- [Supplied material]
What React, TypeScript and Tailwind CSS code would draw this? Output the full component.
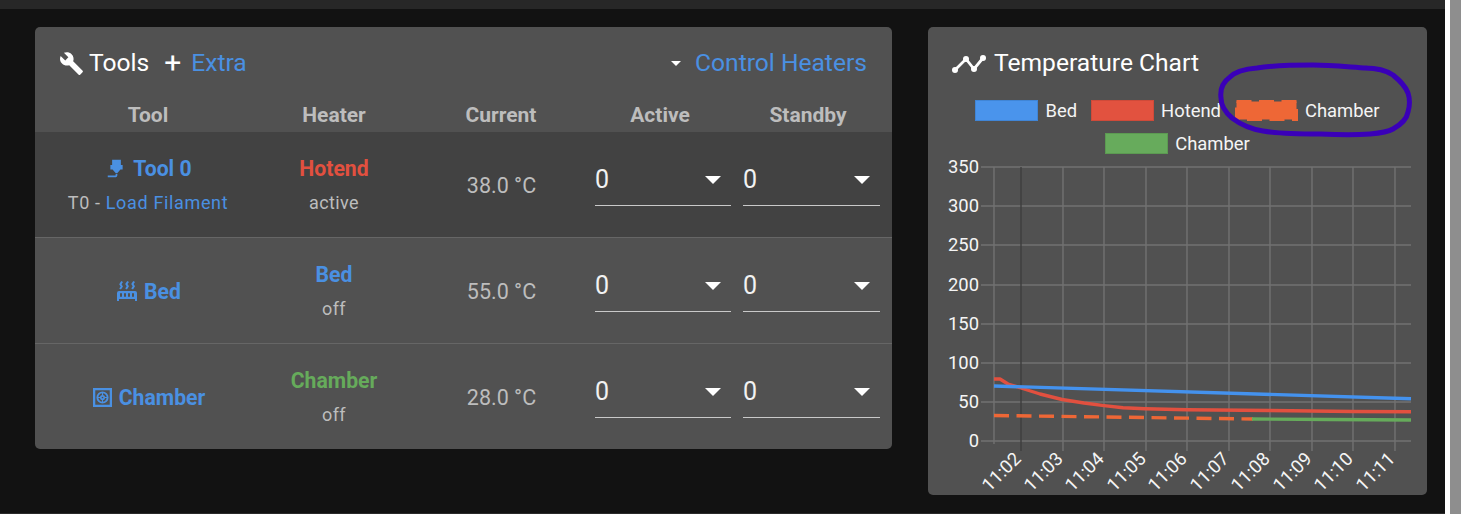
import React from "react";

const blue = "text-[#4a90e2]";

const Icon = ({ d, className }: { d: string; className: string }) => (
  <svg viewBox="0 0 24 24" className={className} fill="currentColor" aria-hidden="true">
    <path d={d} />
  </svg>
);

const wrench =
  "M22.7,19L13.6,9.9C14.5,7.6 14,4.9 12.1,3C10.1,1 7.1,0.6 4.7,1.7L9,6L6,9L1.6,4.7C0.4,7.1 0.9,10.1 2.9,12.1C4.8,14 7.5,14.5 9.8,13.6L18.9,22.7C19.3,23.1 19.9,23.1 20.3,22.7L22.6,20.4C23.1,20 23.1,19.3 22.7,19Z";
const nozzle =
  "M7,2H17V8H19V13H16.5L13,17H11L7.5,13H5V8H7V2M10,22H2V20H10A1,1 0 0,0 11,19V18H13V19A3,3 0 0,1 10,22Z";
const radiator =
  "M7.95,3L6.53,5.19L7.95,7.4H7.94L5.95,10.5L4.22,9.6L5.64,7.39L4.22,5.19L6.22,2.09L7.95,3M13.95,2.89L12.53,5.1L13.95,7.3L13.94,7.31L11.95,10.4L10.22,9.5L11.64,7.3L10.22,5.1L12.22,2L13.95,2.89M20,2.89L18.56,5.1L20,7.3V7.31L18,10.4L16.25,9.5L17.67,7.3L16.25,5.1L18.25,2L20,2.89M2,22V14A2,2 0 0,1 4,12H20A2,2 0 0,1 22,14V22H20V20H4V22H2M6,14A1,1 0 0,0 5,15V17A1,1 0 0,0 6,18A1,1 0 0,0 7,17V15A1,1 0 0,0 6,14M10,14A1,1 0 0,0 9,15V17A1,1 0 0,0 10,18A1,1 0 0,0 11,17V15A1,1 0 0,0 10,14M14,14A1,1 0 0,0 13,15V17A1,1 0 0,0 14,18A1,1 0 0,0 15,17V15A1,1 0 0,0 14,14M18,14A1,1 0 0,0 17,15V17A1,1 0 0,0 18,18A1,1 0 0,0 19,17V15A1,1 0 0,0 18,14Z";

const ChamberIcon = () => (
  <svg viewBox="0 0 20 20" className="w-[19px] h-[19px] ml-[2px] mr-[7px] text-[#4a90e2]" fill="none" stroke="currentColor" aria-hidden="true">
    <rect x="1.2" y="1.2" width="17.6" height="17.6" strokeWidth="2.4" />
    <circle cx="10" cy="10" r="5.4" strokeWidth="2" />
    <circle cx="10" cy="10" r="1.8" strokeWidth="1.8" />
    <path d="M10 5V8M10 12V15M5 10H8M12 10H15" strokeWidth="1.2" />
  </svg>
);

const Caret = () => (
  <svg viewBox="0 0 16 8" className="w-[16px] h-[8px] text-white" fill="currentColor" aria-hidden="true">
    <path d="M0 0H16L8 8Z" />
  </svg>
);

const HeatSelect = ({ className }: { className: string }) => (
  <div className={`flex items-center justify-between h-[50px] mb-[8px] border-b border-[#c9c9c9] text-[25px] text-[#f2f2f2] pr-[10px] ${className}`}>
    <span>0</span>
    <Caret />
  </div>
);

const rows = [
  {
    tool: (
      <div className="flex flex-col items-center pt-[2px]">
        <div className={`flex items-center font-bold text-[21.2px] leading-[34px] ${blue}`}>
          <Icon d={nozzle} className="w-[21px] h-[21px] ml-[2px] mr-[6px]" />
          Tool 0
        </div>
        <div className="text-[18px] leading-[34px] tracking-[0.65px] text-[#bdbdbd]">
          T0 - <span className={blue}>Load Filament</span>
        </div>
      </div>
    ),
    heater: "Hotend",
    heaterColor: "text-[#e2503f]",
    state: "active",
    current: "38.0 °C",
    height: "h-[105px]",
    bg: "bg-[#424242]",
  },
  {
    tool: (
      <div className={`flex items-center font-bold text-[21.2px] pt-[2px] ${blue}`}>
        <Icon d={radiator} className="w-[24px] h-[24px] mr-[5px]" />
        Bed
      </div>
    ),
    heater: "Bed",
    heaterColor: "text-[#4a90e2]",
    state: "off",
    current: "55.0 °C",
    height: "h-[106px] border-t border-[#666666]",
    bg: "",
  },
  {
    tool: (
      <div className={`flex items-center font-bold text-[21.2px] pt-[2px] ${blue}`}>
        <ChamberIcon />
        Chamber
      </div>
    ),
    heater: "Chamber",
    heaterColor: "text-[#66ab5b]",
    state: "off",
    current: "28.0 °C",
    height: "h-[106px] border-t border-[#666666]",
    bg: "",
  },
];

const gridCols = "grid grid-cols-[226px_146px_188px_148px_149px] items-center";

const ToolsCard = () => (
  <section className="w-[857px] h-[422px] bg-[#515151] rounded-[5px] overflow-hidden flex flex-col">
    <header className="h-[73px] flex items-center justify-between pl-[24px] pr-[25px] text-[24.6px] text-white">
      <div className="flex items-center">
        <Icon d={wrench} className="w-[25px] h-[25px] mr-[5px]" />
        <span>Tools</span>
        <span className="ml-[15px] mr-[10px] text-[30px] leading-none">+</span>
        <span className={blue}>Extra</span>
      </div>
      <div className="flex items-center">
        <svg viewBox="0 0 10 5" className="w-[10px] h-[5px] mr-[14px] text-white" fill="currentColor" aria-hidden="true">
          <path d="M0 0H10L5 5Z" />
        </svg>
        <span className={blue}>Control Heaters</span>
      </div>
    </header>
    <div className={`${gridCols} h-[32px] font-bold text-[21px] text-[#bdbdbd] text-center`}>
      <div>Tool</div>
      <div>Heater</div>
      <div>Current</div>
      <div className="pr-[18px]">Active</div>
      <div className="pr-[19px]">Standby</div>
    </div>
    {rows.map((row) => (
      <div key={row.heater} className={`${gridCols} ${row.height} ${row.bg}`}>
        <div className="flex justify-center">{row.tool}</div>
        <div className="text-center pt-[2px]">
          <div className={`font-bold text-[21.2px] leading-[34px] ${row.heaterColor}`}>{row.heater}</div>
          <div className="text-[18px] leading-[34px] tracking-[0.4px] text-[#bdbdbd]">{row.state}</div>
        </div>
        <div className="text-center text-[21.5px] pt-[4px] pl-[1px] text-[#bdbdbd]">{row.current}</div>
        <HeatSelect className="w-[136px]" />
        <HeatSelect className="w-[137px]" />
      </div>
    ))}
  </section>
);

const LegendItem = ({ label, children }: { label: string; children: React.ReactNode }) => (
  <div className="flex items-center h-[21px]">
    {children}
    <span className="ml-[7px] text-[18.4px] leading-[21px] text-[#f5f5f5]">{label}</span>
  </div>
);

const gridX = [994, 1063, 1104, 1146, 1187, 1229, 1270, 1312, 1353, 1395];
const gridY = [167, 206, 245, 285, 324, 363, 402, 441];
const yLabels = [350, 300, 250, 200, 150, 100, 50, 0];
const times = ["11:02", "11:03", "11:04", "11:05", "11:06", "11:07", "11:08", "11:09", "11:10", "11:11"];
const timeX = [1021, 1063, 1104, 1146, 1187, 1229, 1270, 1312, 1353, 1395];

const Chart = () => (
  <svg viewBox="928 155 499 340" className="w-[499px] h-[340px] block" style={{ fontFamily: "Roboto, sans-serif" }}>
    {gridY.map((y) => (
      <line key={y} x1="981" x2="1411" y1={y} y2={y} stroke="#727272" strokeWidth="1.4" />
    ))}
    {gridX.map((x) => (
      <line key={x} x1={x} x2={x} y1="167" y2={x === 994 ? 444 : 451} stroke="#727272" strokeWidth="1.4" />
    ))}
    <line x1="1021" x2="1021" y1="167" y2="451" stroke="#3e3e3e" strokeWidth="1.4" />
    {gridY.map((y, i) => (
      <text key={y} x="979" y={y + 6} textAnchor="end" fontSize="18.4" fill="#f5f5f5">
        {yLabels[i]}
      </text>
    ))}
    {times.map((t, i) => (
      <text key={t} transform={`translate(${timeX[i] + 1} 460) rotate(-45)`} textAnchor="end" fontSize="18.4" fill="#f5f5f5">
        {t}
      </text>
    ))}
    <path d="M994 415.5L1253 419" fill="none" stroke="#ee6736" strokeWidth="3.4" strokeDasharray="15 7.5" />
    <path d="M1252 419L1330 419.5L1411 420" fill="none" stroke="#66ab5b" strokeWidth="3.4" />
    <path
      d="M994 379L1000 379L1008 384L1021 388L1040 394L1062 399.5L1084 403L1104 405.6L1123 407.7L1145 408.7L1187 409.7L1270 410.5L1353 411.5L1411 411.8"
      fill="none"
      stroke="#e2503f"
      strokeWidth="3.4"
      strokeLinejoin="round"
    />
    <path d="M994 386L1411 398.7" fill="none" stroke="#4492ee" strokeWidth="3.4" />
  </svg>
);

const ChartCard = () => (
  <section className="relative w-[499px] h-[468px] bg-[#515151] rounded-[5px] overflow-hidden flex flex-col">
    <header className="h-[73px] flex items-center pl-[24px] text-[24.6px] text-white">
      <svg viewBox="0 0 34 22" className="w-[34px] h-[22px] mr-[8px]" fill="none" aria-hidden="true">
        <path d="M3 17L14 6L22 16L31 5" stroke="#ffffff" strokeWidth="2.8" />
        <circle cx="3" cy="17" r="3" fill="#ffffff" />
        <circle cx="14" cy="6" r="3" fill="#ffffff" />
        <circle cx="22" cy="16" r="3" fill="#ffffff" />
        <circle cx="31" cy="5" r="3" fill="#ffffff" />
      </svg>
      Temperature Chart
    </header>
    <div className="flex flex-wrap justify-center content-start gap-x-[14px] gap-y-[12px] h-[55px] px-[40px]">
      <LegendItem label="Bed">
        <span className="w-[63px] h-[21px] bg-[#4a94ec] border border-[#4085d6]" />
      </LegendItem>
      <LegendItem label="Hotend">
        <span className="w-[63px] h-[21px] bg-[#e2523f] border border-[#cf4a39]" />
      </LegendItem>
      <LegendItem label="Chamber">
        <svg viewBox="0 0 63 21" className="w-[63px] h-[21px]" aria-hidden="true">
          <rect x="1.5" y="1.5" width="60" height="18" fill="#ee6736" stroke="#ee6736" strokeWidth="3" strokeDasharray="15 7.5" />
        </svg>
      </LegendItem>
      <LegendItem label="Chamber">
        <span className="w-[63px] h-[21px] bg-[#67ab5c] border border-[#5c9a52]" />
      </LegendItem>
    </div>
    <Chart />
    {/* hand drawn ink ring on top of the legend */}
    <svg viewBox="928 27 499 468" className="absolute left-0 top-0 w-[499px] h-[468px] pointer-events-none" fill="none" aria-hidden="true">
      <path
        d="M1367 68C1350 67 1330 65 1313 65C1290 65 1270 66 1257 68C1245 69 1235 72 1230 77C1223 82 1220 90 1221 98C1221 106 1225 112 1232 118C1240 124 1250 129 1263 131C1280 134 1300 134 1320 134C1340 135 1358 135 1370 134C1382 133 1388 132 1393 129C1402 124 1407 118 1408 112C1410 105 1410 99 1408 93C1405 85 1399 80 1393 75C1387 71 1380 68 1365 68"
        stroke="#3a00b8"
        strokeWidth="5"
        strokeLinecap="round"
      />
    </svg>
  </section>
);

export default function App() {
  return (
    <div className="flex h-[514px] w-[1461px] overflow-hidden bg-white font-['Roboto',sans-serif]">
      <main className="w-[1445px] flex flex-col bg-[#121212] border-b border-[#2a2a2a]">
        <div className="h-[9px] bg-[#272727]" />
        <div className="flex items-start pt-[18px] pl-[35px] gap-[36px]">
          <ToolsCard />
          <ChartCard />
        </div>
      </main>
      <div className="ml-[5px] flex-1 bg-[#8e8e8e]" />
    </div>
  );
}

- [Task to carry out]
Using the listing above, show every line that includes the string "React".

- [Response]
What React, TypeScript and Tailwind CSS code would draw this? Output the full component.
import React from "react";
const LegendItem = ({ label, children }: { label: string; children: React.ReactNode }) => (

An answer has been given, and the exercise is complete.